Sunday, May 15, 2016

Don't Call Me Brave


There's this weird thing that happens when you are diagnosed with cancer. Suddenly, and sort of inexplicably, people begin to call you brave. It's a surprise that you don't really see coming. Sure, I've said it about others, but it's not something I was prepared to hear about myself. BRAVE. It's just weird. People call me courageous. Inspiring, even. People say things to me like, "Your bravery is an inspiration." Or "I'm so impressed by your courage."

These phrases are meant as compliments. The people who say them mean well. "You're so brave" is a phrase that is uttered with affection, but as a person diagnosed with cancer, it strikes me as the oddest thing people say to me. 

Don't get me wrong. It feels nice to be told I am brave or courageous. It's a nice little ego boost. Obviously, it feels good on an interpersonal level to have people saying nice things about me. Like everyone, I want to be liked and admired. I want to be brave.

But the thing is, I know in my heart of hearts that it simply isn't true.

I have done absolutely nothing that would earn me a badge of bravery. Being diagnosed with breast cancer is something that happened to me. It is not something I chose. It is not something I created. Undergoing treatment for cancer is also something that is happening to me. Sure, I could have forgone treatment, but that would have been rather stupid. So really, the best that can really be said about me is that I am not a blubbering imbecile.

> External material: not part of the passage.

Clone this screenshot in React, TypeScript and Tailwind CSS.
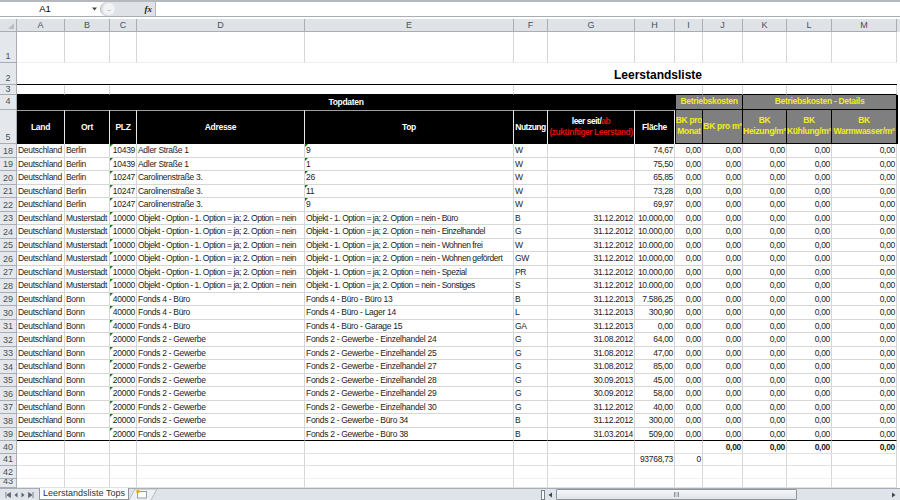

When I think of brave people, I think of people who run toward a fire to save others. I think of people who travel halfway around the world to open clinics in under-served third world countries. I think of people who face discrimination and violence to stand up to injustice in the world. These people are brave. These people are heroes. Not me.

All I do is lay on the couch in a stupor and occasionally vomit. I'm just a person with a shitty disease.

I know when people read this, they will say, "But you are fighting so hard. And you have such a good attitude."

Again, not particularly courageous. Survival is a basic human instinct. I am doing nothing more than ensuring my own survival, at this point. Complying with treatment, resting when I am told to rest, taking my medication - these are not courageous acts. They are simply the necessary steps I must take to ensure that I get through this alive. Even my positive attitude in a conscious act of survival. Believe me, the thoughts that go through my head in the dark, alone at night, are not the thoughts of a hero. They are not the reflections of a brave individual. It would be easy to succumb to these thoughts.

There is a song  from the musical Hamilton called It's Quiet Uptown. In it, the characters are singing about the grief of losing their son. There is a lyric that goes, "The moments when you're in so deep, it feels easier to just swim down." That is how cancer treatment can make you feel. On my "bad" days after chemo, I often feel like I am drowning in the sheer exhaustion. I feel like I am physically sinking and my life is no longer my own. And on these days, it seems like it would be so much easier to just swim down than it is to aim for the surface. But swimming down would be admitting defeat. And as a human, survival is my foremost instinct. So every single time, I swim up. I slowly come out of the fog and back into the land of the living. It's not bravery that forces me to do this time and again. It is simply the basic human instinct to survive. 

So I laugh. And I make jokes from my perch on the couch. I write blogs about how ridiculous and foreign and absurd cancer treatment is. And I assure my children that I will be perfectly fine. I push the anxiety and worry to the side - not because I am brave, but because every primitive instinct within me is screaming that these thoughts are not helpful. These thoughts are not beneficial. They will not contribute to my survival.

Tomorrow, I will go for my fourth AC chemo treatment. If the third round is any indicator, it is not going to be fun. But I will swim up. I will come out of the fog. I will laugh. I will play. I will maintain a positive attitude at all costs - I will believe all the way down to the very marrow in my bones that the chemo is working. That the treatment is succeeding. To think otherwise is completely outside of the realm of possibility.

I am not brave. I am not courageous. I am human. And like every single one of us, I will do what it takes to survive. I have no choice - it is ingrained in my DNA to do exactly that.

Trust me. You would all do the exact same in my shoes.

1 comments:

Lee Witte said...

Okay, so maybe you're not brave. Maybe you're just a scared little girl clinging to any glimmer of hope or, dare I suggest, pleasure that you are able to find. Perhaps that's true. But you are doing so with immeasurable outward grace and dignity, and the words write in this blog are an inspiration to anyone who reads them. And that's I have to say about that. I love you, Shannon!